Related: News Corp Releases Statement On Phone-Hacking Report

The entirety of the “not a fit person” section of the committee’s report reads: “On the basis of the facts and evidence before the Committee, we conclude that, if at all relevant times Rupert Murdoch did not take steps to become fully informed about phone-hacking, he turned a blind eye and exhibited wilful blindness to what was going on in his companies and publications. This culture, we consider, permeated from the top throughout the organisation and speaks volumes about the lack of effective corporate governance at News Corporation and News International. We conclude, therefore, that Rupert Murdoch is not a fit person to exercise the stewardship of a major international company.”

Ahead of the report it had been speculated that James, who formerly ran News International, would be severely criticized for failing to properly investigate the goings on at his own newspapers.

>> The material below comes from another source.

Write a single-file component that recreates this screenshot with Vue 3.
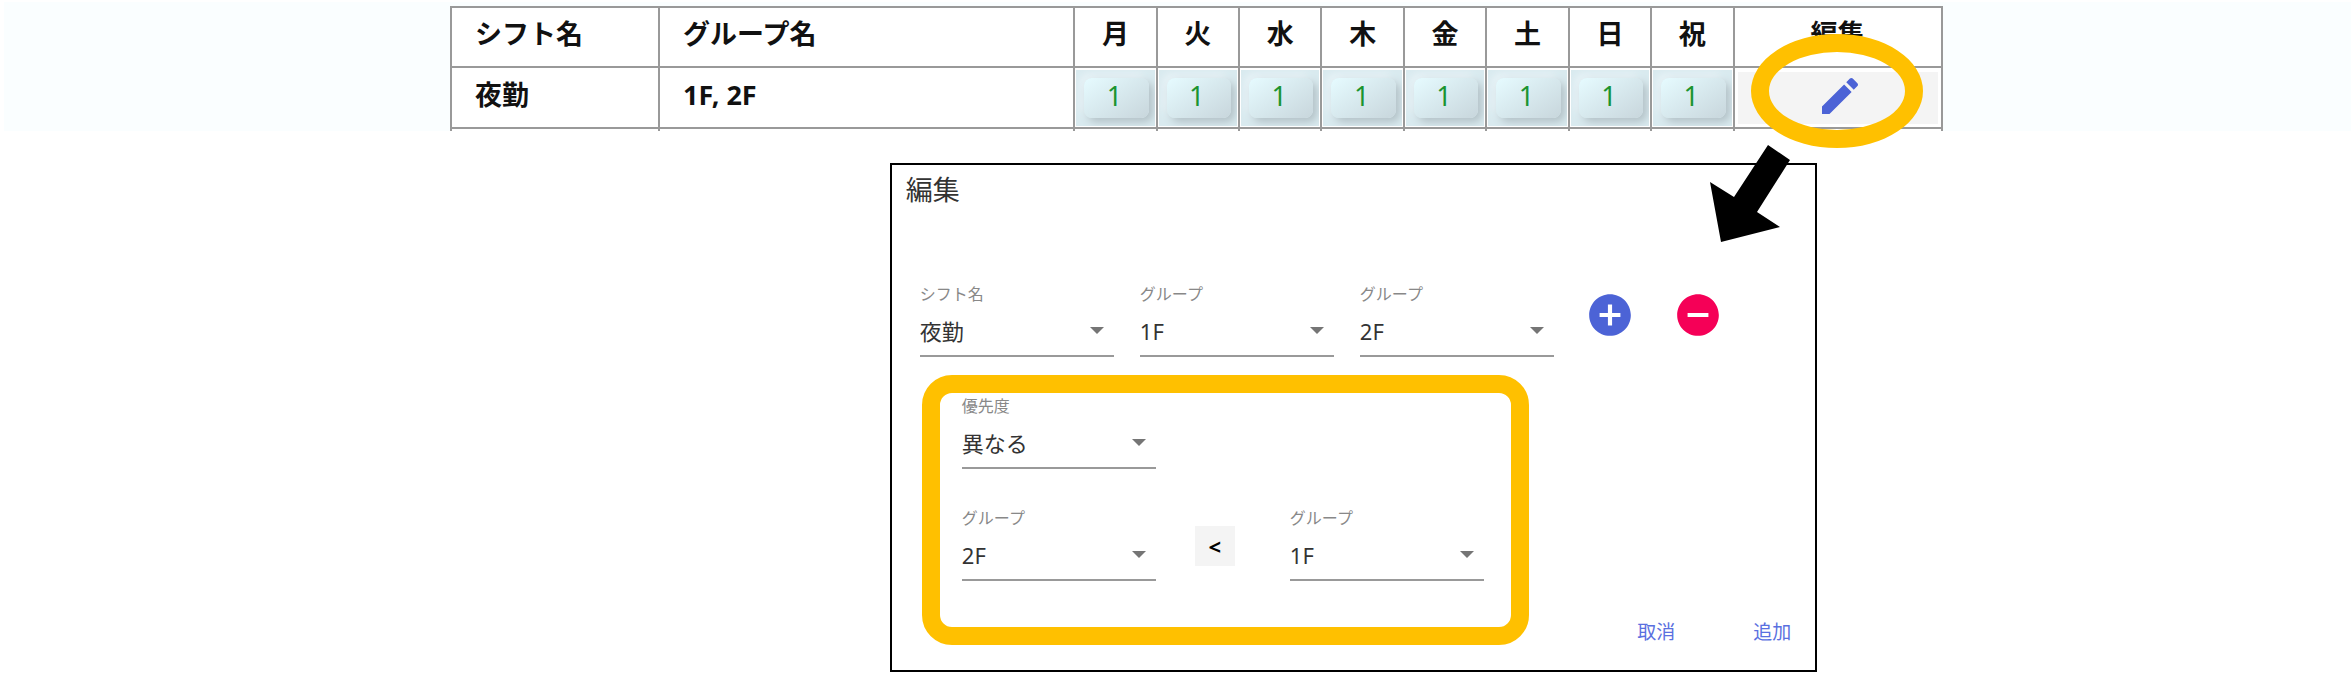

And indeed he was. In a majority vote, the committee said it was “astonished” that Murdoch did not seek more information with regard to potential misdeeds at News Of The World. “Had James Murdoch been more attentive to the correspondence that he received at the time, he could have taken action on phone hacking in 2008 and this committee could have been told the truth in 2009,” the report said. It was referencing the now infamous “For Neville” email in which widespread phone hacking at the paper is discussed but which Murdoch has maintained he did not read fully.

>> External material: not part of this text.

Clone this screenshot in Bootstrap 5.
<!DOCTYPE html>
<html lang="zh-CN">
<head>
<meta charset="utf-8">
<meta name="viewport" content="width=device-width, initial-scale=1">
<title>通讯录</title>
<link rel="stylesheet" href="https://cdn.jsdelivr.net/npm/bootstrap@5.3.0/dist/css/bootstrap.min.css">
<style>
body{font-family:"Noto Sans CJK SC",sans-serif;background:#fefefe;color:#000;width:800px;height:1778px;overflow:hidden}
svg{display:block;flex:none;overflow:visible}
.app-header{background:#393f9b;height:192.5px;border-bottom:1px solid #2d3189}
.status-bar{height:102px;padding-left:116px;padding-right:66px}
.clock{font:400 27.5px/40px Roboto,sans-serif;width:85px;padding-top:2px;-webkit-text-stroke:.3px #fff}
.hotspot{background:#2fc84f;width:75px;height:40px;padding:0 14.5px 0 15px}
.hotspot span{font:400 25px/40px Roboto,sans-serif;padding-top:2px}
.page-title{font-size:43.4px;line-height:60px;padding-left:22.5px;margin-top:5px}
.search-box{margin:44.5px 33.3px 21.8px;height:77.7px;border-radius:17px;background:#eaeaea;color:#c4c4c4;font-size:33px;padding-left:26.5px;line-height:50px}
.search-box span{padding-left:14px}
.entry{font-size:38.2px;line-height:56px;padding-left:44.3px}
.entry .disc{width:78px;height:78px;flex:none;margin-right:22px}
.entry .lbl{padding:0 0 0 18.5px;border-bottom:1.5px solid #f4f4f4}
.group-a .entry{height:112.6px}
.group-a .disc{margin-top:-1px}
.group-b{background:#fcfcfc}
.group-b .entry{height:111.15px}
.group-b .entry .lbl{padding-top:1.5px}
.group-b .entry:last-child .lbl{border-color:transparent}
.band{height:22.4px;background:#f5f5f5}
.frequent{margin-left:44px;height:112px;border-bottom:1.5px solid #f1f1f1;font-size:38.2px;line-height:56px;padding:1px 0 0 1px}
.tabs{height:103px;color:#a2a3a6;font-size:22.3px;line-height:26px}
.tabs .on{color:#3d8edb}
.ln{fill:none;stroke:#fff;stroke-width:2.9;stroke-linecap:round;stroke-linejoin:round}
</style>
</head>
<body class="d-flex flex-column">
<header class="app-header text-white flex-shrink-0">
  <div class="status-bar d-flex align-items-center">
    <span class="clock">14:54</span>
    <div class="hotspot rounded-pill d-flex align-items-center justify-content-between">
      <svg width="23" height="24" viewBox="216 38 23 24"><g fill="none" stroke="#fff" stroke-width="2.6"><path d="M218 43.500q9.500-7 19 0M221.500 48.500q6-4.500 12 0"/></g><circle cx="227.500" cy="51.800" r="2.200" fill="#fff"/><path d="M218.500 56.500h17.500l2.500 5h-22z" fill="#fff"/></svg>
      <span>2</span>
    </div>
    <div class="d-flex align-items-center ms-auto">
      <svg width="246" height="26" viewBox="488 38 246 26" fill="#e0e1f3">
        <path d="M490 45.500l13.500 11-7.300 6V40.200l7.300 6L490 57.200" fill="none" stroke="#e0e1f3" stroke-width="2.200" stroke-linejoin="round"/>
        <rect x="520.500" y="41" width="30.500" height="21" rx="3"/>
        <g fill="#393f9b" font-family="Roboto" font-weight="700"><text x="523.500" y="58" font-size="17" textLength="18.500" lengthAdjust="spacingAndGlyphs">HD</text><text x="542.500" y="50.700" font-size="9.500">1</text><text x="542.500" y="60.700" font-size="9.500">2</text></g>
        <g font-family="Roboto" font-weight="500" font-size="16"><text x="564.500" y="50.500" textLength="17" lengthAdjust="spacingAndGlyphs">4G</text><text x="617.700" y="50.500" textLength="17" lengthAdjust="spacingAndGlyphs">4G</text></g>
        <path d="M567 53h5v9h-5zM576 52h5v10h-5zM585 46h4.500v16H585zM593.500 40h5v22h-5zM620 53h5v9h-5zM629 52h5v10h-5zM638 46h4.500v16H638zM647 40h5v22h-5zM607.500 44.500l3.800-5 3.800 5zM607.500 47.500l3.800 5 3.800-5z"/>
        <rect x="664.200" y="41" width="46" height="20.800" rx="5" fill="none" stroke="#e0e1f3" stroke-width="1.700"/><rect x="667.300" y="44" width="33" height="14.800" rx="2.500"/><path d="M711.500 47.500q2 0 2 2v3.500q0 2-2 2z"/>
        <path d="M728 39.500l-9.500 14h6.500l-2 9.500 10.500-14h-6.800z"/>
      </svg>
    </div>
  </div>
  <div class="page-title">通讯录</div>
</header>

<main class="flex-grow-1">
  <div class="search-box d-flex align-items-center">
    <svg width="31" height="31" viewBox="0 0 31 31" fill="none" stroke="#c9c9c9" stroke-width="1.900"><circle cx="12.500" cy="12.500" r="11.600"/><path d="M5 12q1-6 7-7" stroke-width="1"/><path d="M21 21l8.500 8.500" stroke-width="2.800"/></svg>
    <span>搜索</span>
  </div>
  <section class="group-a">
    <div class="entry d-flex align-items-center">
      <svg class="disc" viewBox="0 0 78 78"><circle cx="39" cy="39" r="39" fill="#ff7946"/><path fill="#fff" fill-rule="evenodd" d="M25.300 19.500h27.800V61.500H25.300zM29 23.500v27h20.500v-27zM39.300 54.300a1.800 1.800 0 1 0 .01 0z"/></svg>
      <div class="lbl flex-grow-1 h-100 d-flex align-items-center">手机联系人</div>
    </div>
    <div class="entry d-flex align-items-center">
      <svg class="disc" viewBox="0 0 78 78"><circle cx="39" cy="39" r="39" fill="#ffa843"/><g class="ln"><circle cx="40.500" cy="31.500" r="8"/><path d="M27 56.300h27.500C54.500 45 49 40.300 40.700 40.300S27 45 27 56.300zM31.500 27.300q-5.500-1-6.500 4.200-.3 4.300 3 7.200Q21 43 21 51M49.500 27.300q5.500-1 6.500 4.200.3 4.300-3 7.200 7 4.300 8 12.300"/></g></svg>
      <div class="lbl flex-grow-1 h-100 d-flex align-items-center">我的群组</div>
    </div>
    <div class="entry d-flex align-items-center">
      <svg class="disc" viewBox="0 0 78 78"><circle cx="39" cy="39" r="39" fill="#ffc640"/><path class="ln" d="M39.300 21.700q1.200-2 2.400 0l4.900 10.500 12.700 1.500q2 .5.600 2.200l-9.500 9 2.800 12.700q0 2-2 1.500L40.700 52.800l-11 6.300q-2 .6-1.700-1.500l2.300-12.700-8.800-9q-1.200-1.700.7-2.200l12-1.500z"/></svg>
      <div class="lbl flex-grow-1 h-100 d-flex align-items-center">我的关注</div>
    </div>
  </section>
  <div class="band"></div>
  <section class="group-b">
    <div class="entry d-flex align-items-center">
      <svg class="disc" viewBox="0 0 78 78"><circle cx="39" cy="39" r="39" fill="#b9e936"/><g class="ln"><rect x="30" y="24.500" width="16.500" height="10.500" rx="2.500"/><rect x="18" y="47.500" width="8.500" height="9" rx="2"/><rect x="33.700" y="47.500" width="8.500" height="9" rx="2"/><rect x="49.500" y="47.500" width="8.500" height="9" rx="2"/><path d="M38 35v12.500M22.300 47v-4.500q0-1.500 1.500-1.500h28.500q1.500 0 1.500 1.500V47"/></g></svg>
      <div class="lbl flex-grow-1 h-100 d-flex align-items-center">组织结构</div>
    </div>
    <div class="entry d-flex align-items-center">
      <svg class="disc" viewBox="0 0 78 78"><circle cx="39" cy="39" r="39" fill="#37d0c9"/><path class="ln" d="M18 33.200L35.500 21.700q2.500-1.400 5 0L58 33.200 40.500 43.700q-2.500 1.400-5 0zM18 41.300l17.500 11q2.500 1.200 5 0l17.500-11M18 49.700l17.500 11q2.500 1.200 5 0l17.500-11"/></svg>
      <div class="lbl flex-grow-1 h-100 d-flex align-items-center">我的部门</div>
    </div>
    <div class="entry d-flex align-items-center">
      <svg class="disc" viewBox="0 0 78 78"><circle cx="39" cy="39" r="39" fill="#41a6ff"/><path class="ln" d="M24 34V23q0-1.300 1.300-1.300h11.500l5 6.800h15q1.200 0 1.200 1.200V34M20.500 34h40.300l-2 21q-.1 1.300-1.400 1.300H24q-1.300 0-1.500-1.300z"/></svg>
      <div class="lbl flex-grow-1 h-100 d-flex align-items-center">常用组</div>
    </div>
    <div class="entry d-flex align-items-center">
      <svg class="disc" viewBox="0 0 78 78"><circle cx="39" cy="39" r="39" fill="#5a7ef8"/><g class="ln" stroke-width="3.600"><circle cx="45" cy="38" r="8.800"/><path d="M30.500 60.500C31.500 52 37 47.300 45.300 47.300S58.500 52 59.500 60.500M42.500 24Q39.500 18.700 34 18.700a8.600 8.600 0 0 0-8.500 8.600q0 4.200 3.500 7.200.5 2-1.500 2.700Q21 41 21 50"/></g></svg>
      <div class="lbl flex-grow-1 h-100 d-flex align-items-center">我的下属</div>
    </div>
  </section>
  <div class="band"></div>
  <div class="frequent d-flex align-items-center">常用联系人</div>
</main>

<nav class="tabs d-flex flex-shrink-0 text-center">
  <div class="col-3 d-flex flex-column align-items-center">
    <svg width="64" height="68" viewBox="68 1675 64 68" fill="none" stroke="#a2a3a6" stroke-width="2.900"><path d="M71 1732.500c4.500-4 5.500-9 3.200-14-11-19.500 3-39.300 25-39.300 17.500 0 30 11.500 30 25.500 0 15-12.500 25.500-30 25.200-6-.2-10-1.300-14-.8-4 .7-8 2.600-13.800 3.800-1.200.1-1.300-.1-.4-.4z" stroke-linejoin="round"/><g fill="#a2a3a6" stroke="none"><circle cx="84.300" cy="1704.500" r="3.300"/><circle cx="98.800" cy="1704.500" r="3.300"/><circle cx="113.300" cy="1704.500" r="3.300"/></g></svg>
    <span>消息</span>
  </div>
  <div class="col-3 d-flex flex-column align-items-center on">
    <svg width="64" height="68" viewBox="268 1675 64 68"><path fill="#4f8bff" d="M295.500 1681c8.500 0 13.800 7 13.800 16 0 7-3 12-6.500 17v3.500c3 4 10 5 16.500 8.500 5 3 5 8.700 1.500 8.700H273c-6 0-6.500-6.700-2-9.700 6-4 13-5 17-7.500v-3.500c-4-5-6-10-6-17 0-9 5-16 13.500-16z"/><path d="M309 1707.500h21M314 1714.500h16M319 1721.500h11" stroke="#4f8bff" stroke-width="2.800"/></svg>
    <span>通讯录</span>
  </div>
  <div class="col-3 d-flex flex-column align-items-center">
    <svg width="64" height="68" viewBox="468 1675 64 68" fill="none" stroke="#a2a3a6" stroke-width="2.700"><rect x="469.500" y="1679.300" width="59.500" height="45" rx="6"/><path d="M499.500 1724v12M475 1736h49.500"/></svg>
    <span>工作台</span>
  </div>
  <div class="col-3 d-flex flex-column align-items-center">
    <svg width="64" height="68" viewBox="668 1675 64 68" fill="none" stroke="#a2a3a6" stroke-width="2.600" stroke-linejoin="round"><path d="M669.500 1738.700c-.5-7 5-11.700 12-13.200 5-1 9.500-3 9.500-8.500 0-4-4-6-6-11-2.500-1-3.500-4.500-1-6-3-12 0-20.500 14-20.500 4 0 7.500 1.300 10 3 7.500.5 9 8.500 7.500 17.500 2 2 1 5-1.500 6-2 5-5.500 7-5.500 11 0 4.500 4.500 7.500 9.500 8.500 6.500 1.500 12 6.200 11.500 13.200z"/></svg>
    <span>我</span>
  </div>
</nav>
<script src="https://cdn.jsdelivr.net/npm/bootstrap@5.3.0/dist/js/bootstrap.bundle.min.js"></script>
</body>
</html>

James Murdoch did not appear at the 2009 hearings. Both he and Rupert appeared together before the select committee last July when the scandal at the now-shuttered tabloid blew wide open after it was revealed the paper had intercepted voicemails on the phone of murdered schoolgirl Milly Dowler. James also later appeared before the committee in November. He stepped down from his role at News International in February and the following month penned a letter to the committee saying, “I have not misled Parliament. I did not know about, nor did I try to hide, wrongdoing. I do not believe the evidence before you supports any other conclusion.”

Although the committee stopped short of accusing the Murdochs of deceit, it did take a swipe at their managerial skills: “Even if there were a ‘don’t ask, don’t tell’ culture at News International, the whole affair demonstrates huge failings of corporate governance at the company and its parent, News Corporation,” the report said.

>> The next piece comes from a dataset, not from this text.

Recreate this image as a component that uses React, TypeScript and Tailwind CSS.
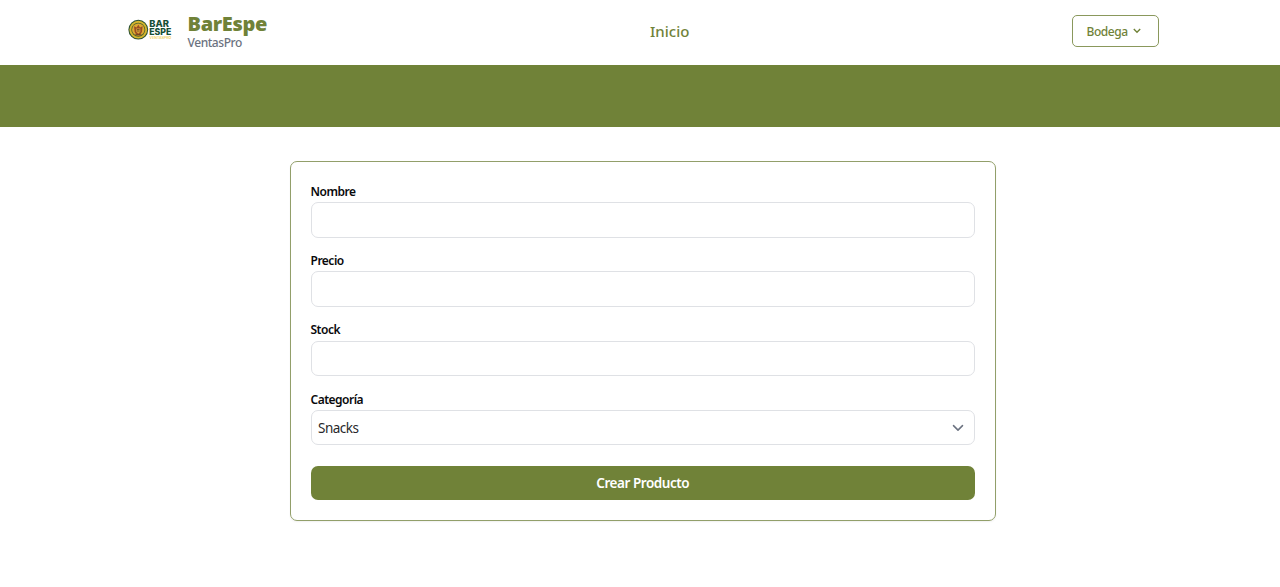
import React from "react";

const fieldBox =
  "block h-[35.5px] w-full rounded-[7px] border border-[#dfe1e5] bg-white px-[6.5px] text-[13.5px] tracking-[-0.5px] text-[#27272a] outline-none";

function Logo() {
  return (
    <svg width="46" height="24" viewBox="0 0 46 24" className="block" aria-label="Bar Espe">
      <circle cx="10.3" cy="11.7" r="9.9" fill="#2c5234" />
      <circle cx="10.3" cy="11.7" r="8.9" fill="#d6b62c" />
      <circle cx="10.3" cy="11.7" r="7" fill="#4b6230" />
      <circle cx="10.3" cy="11.7" r="6.2" fill="#dda832" />
      <path d="M6 8.2 8.6 9.4 10.3 6.7 12 9.4 14.6 8.2 14 13.8 12 17.2H8.6L6.6 13.8Z" fill="#9a4e24" />
      <path d="M8.3 10.5h4v3.2l-2 2-2-2Z" fill="#e0a53a" />
      <path d="M9 11.5h2.6M9 13h2.6M7.2 16.8h6.2" stroke="#61441f" strokeWidth=".8" />
      <g fontFamily="Inter, 'Liberation Sans', sans-serif" fontWeight="800">
        <text x="21.2" y="9.2" fontSize="9.6" textLength="19.8" lengthAdjust="spacingAndGlyphs" fill="#174f35">BAR</text>
        <text x="21.2" y="17.4" fontSize="9.6" textLength="22.2" lengthAdjust="spacingAndGlyphs" fill="#174f35">ESPE</text>
        <text x="21.6" y="21.4" fontSize="3.6" fontWeight="500" textLength="21.6" lengthAdjust="spacingAndGlyphs" fill="#f0c93c">VENTASPRO</text>
      </g>
    </svg>
  );
}

function Field({ label, children }: { label: string; children: React.ReactNode }) {
  return (
    <label className="mb-[13.8px] block">
      <span className="block h-[20px] pt-[0.8px] text-[12px] font-semibold leading-[18px] tracking-[-0.5px] text-[#09090b]">
        {label}
      </span>
      {children}
    </label>
  );
}

export default function App() {
  return (
    <div className="min-h-[587px] bg-white font-['Noto_Sans','Open_Sans',sans-serif]">
      <header className="grid h-[65px] grid-cols-[522.5px_auto_1fr] items-center pl-[127.5px] pr-[121px]">
        <div className="flex items-center">
          <div className="-mt-[5px] w-[60px]">
            <Logo />
          </div>
          <div>
            <h1 className="text-[20px] font-black leading-[20px] tracking-[-0.35px] text-[#708238]">BarEspe</h1>
            <p className="text-[12px] font-medium leading-[17px] tracking-[-0.45px] text-[#6b7280]">VentasPro</p>
          </div>
        </div>
        <nav className="-mt-[3.5px]">
          <a href="#" className="text-[15px] font-medium text-[#708238]">Inicio</a>
        </nav>
        <button className="-mt-[3px] flex h-[32px] w-[87px] items-center justify-self-end rounded-[5px] border border-[#8a985c] pl-[13.5px] text-[12px] font-medium tracking-[-0.45px] text-[#708238]">
          <span className="pt-px">Bodega</span>
          <svg width="8" height="6" viewBox="0 0 8 6" fill="none" className="ml-[5.5px] -mt-px">
            <path d="m.8 1.1 3.2 3.1 3.2-3.1" stroke="currentColor" strokeWidth="1.4" />
          </svg>
        </button>
      </header>
      <div className="h-[62px] bg-[#708238]" />
      <main className="pl-[289.5px] pt-[34px]">
        <form className="h-[360px] w-[706.5px] rounded-[7px] border border-[#929f6a] px-[20px] pt-[20px] shadow-[0_1px_2px_rgba(0,0,0,0.06)]">
          <Field label="Nombre">
            <input className={fieldBox} />
          </Field>
          <Field label="Precio">
            <input className={fieldBox} />
          </Field>
          <Field label="Stock">
            <input className={fieldBox} />
          </Field>
          <Field label="Categoría">
            <span className="grid">
              <select className={`${fieldBox} col-start-1 row-start-1 appearance-none pt-px`}>
                <option>Snacks</option>
              </select>
              <svg
                width="12"
                height="8"
                viewBox="0 0 12 8"
                fill="none"
                className="pointer-events-none col-start-1 row-start-1 mr-[11.5px] self-center justify-self-end"
              >
                <path d="m1.5 1.6 4.5 4.5 4.5-4.5" stroke="#6b7280" strokeWidth="1.5" strokeLinecap="round" strokeLinejoin="round" />
              </svg>
            </span>
          </Field>
          <button
            type="button"
            className="mt-[20.6px] block h-[34px] w-full rounded-[7px] bg-[#708238] text-[13.5px] font-semibold tracking-[-0.45px] text-white"
          >
            Crear Producto
          </button>
        </form>
      </main>
    </div>
  );
}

The committee reserved its most concrete findings for Les Hinton, James Murdoch’s predecessor at News International and a once close ally of Murdoch Senior. The panel said Hinton had misled Parliament by not having informed it of widespread phone hacking at News Of The World back in 2009. Also taken to task are former News Of The World editor Colin Myler and legal counsel Tom Crone. In his testimony before the Leveson Inquiry into UK press ethics last week, James Murdoch also pointed a pretty stiff finger at Myler and Crone. The pair has contended they informed Murdoch of the extent of hacking; Murdoch maintains they did not.

The News International stance has been that it did not understand the full extent of phone hacking inside the company until new evidence emerged in a civil case brought by actress Sienna Miller in 2010.

News International employees arrested to date, including Rebekah Brooks, were criticized in the report. This was to avoid prejudicing any pending criminal proceedings.

The government has 60 days to respond to the report.